Data provided:
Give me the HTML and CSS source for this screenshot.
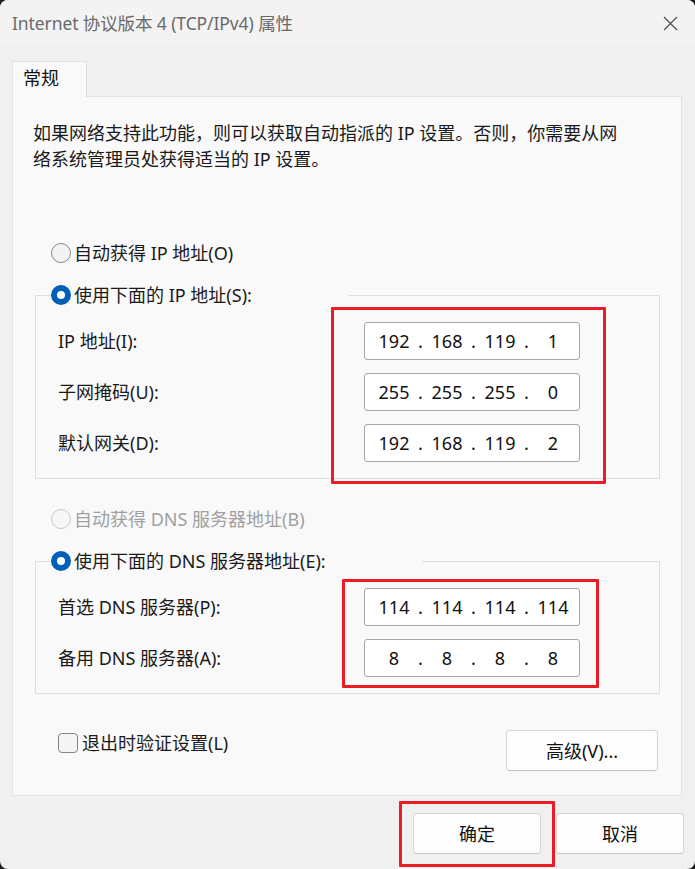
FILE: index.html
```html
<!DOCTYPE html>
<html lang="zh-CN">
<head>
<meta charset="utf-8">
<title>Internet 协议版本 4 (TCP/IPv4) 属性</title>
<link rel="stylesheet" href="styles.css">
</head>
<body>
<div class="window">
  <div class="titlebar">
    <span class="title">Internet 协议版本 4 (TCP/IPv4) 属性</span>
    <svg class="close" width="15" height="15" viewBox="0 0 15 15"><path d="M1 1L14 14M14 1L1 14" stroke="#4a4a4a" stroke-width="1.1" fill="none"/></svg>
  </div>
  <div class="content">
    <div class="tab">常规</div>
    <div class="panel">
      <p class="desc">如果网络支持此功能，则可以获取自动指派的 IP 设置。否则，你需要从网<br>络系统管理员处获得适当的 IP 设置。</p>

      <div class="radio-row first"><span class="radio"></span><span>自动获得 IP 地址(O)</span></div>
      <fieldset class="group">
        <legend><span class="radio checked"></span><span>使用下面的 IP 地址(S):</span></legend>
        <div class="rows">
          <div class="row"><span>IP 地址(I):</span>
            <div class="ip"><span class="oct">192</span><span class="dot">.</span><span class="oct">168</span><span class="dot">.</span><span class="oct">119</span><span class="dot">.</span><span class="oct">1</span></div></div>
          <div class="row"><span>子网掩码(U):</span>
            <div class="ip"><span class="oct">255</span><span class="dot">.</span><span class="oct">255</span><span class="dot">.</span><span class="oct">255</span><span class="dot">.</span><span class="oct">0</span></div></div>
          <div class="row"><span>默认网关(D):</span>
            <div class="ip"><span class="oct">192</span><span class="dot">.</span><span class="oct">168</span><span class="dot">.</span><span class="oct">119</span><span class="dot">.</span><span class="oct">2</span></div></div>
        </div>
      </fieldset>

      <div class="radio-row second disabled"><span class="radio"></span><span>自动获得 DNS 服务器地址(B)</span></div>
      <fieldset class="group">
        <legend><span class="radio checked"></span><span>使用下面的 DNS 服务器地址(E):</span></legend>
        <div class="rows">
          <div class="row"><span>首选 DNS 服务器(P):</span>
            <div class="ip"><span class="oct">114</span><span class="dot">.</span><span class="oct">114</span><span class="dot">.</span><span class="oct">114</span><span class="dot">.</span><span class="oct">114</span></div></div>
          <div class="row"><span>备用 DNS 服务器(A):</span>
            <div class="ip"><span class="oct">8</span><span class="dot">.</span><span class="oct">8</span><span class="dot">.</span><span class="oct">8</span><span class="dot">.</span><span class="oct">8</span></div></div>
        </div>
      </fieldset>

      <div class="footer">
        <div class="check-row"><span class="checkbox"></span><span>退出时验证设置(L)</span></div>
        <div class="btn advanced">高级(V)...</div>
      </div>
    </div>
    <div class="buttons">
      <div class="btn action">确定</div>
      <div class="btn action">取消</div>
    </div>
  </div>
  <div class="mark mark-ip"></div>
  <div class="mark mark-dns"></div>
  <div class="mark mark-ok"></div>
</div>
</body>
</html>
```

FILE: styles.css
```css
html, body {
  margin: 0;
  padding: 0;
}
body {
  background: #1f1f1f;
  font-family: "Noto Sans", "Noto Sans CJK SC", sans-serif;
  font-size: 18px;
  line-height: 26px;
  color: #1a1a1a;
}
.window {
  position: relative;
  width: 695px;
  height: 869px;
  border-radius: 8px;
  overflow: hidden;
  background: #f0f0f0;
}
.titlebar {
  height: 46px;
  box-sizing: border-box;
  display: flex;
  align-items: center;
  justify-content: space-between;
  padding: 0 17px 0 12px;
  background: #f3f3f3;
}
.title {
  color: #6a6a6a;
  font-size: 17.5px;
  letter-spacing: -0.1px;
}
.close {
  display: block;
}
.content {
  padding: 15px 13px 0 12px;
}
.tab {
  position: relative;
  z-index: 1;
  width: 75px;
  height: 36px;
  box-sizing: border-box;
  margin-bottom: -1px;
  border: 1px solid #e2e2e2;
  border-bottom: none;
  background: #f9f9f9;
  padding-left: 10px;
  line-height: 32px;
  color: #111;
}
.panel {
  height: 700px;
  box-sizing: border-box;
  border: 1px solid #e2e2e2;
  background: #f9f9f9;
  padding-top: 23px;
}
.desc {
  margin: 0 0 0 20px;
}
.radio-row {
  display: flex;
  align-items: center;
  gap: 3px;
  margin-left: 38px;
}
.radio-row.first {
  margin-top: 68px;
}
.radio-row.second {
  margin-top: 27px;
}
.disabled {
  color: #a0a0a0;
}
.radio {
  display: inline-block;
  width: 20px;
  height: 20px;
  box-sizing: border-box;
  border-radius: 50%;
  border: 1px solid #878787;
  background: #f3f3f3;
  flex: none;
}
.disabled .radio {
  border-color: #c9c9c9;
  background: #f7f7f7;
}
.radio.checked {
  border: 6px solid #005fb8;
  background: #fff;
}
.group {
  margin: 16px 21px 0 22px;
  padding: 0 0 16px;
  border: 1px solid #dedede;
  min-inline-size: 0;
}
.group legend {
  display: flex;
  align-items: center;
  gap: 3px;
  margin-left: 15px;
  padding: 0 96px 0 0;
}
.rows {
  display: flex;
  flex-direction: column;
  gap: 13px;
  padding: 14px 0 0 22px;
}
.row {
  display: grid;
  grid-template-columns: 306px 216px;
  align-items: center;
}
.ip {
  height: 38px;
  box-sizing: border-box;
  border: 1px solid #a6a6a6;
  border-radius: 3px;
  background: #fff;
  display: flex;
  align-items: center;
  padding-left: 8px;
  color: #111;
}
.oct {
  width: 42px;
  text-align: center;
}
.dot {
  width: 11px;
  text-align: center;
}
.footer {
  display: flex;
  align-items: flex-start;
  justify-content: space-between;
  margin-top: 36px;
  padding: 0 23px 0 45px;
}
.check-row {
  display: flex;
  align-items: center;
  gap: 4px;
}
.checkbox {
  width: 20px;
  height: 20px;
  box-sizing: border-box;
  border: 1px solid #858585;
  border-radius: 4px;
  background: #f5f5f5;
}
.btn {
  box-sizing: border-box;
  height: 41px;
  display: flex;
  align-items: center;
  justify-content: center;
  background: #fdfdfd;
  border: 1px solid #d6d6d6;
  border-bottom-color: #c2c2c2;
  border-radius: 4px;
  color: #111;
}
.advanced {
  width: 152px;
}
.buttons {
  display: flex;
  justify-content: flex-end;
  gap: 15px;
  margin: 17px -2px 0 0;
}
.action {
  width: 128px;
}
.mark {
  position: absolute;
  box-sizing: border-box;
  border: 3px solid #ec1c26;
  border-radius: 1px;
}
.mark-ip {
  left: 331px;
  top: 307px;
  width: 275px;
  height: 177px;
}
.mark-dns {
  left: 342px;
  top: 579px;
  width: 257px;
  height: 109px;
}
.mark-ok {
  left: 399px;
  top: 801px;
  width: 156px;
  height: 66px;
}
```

Given instruction:
Reproduce the full listing above verbatim, with no pictures included.

Response:
Give me the HTML and CSS source for this screenshot.
FILE: index.html
```html
<!DOCTYPE html>
<html lang="zh-CN">
<head>
<meta charset="utf-8">
<title>Internet 协议版本 4 (TCP/IPv4) 属性</title>
<link rel="stylesheet" href="styles.css">
</head>
<body>
<div class="window">
  <div class="titlebar">
    <span class="title">Internet 协议版本 4 (TCP/IPv4) 属性</span>
    <svg class="close" width="15" height="15" viewBox="0 0 15 15"><path d="M1 1L14 14M14 1L1 14" stroke="#4a4a4a" stroke-width="1.1" fill="none"/></svg>
  </div>
  <div class="content">
    <div class="tab">常规</div>
    <div class="panel">
      <p class="desc">如果网络支持此功能，则可以获取自动指派的 IP 设置。否则，你需要从网<br>络系统管理员处获得适当的 IP 设置。</p>

      <div class="radio-row first"><span class="radio"></span><span>自动获得 IP 地址(O)</span></div>
      <fieldset class="group">
        <legend><span class="radio checked"></span><span>使用下面的 IP 地址(S):</span></legend>
        <div class="rows">
          <div class="row"><span>IP 地址(I):</span>
            <div class="ip"><span class="oct">192</span><span class="dot">.</span><span class="oct">168</span><span class="dot">.</span><span class="oct">119</span><span class="dot">.</span><span class="oct">1</span></div></div>
          <div class="row"><span>子网掩码(U):</span>
            <div class="ip"><span class="oct">255</span><span class="dot">.</span><span class="oct">255</span><span class="dot">.</span><span class="oct">255</span><span class="dot">.</span><span class="oct">0</span></div></div>
          <div class="row"><span>默认网关(D):</span>
            <div class="ip"><span class="oct">192</span><span class="dot">.</span><span class="oct">168</span><span class="dot">.</span><span class="oct">119</span><span class="dot">.</span><span class="oct">2</span></div></div>
        </div>
      </fieldset>

      <div class="radio-row second disabled"><span class="radio"></span><span>自动获得 DNS 服务器地址(B)</span></div>
      <fieldset class="group">
        <legend><span class="radio checked"></span><span>使用下面的 DNS 服务器地址(E):</span></legend>
        <div class="rows">
          <div class="row"><span>首选 DNS 服务器(P):</span>
            <div class="ip"><span class="oct">114</span><span class="dot">.</span><span class="oct">114</span><span class="dot">.</span><span class="oct">114</span><span class="dot">.</span><span class="oct">114</span></div></div>
          <div class="row"><span>备用 DNS 服务器(A):</span>
            <div class="ip"><span class="oct">8</span><span class="dot">.</span><span class="oct">8</span><span class="dot">.</span><span class="oct">8</span><span class="dot">.</span><span class="oct">8</span></div></div>
        </div>
      </fieldset>

      <div class="footer">
        <div class="check-row"><span class="checkbox"></span><span>退出时验证设置(L)</span></div>
        <div class="btn advanced">高级(V)...</div>
      </div>
    </div>
    <div class="buttons">
      <div class="btn action">确定</div>
      <div class="btn action">取消</div>
    </div>
  </div>
  <div class="mark mark-ip"></div>
  <div class="mark mark-dns"></div>
  <div class="mark mark-ok"></div>
</div>
</body>
</html>
```

FILE: styles.css
```css
html, body {
  margin: 0;
  padding: 0;
}
body {
  background: #1f1f1f;
  font-family: "Noto Sans", "Noto Sans CJK SC", sans-serif;
  font-size: 18px;
  line-height: 26px;
  color: #1a1a1a;
}
.window {
  position: relative;
  width: 695px;
  height: 869px;
  border-radius: 8px;
  overflow: hidden;
  background: #f0f0f0;
}
.titlebar {
  height: 46px;
  box-sizing: border-box;
  display: flex;
  align-items: center;
  justify-content: space-between;
  padding: 0 17px 0 12px;
  background: #f3f3f3;
}
.title {
  color: #6a6a6a;
  font-size: 17.5px;
  letter-spacing: -0.1px;
}
.close {
  display: block;
}
.content {
  padding: 15px 13px 0 12px;
}
.tab {
  position: relative;
  z-index: 1;
  width: 75px;
  height: 36px;
  box-sizing: border-box;
  margin-bottom: -1px;
  border: 1px solid #e2e2e2;
  border-bottom: none;
  background: #f9f9f9;
  padding-left: 10px;
  line-height: 32px;
  color: #111;
}
.panel {
  height: 700px;
  box-sizing: border-box;
  border: 1px solid #e2e2e2;
  background: #f9f9f9;
  padding-top: 23px;
}
.desc {
  margin: 0 0 0 20px;
}
.radio-row {
  display: flex;
  align-items: center;
  gap: 3px;
  margin-left: 38px;
}
.radio-row.first {
  margin-top: 68px;
}
.radio-row.second {
  margin-top: 27px;
}
.disabled {
  color: #a0a0a0;
}
.radio {
  display: inline-block;
  width: 20px;
  height: 20px;
  box-sizing: border-box;
  border-radius: 50%;
  border: 1px solid #878787;
  background: #f3f3f3;
  flex: none;
}
.disabled .radio {
  border-color: #c9c9c9;
  background: #f7f7f7;
}
.radio.checked {
  border: 6px solid #005fb8;
  background: #fff;
}
.group {
  margin: 16px 21px 0 22px;
  padding: 0 0 16px;
  border: 1px solid #dedede;
  min-inline-size: 0;
}
.group legend {
  display: flex;
  align-items: center;
  gap: 3px;
  margin-left: 15px;
  padding: 0 96px 0 0;
}
.rows {
  display: flex;
  flex-direction: column;
  gap: 13px;
  padding: 14px 0 0 22px;
}
.row {
  display: grid;
  grid-template-columns: 306px 216px;
  align-items: center;
}
.ip {
  height: 38px;
  box-sizing: border-box;
  border: 1px solid #a6a6a6;
  border-radius: 3px;
  background: #fff;
  display: flex;
  align-items: center;
  padding-left: 8px;
  color: #111;
}
.oct {
  width: 42px;
  text-align: center;
}
.dot {
  width: 11px;
  text-align: center;
}
.footer {
  display: flex;
  align-items: flex-start;
  justify-content: space-between;
  margin-top: 36px;
  padding: 0 23px 0 45px;
}
.check-row {
  display: flex;
  align-items: center;
  gap: 4px;
}
.checkbox {
  width: 20px;
  height: 20px;
  box-sizing: border-box;
  border: 1px solid #858585;
  border-radius: 4px;
  background: #f5f5f5;
}
.btn {
  box-sizing: border-box;
  height: 41px;
  display: flex;
  align-items: center;
  justify-content: center;
  background: #fdfdfd;
  border: 1px solid #d6d6d6;
  border-bottom-color: #c2c2c2;
  border-radius: 4px;
  color: #111;
}
.advanced {
  width: 152px;
}
.buttons {
  display: flex;
  justify-content: flex-end;
  gap: 15px;
  margin: 17px -2px 0 0;
}
.action {
  width: 128px;
}
.mark {
  position: absolute;
  box-sizing: border-box;
  border: 3px solid #ec1c26;
  border-radius: 1px;
}
.mark-ip {
  left: 331px;
  top: 307px;
  width: 275px;
  height: 177px;
}
.mark-dns {
  left: 342px;
  top: 579px;
  width: 257px;
  height: 109px;
}
.mark-ok {
  left: 399px;
  top: 801px;
  width: 156px;
  height: 66px;
}
```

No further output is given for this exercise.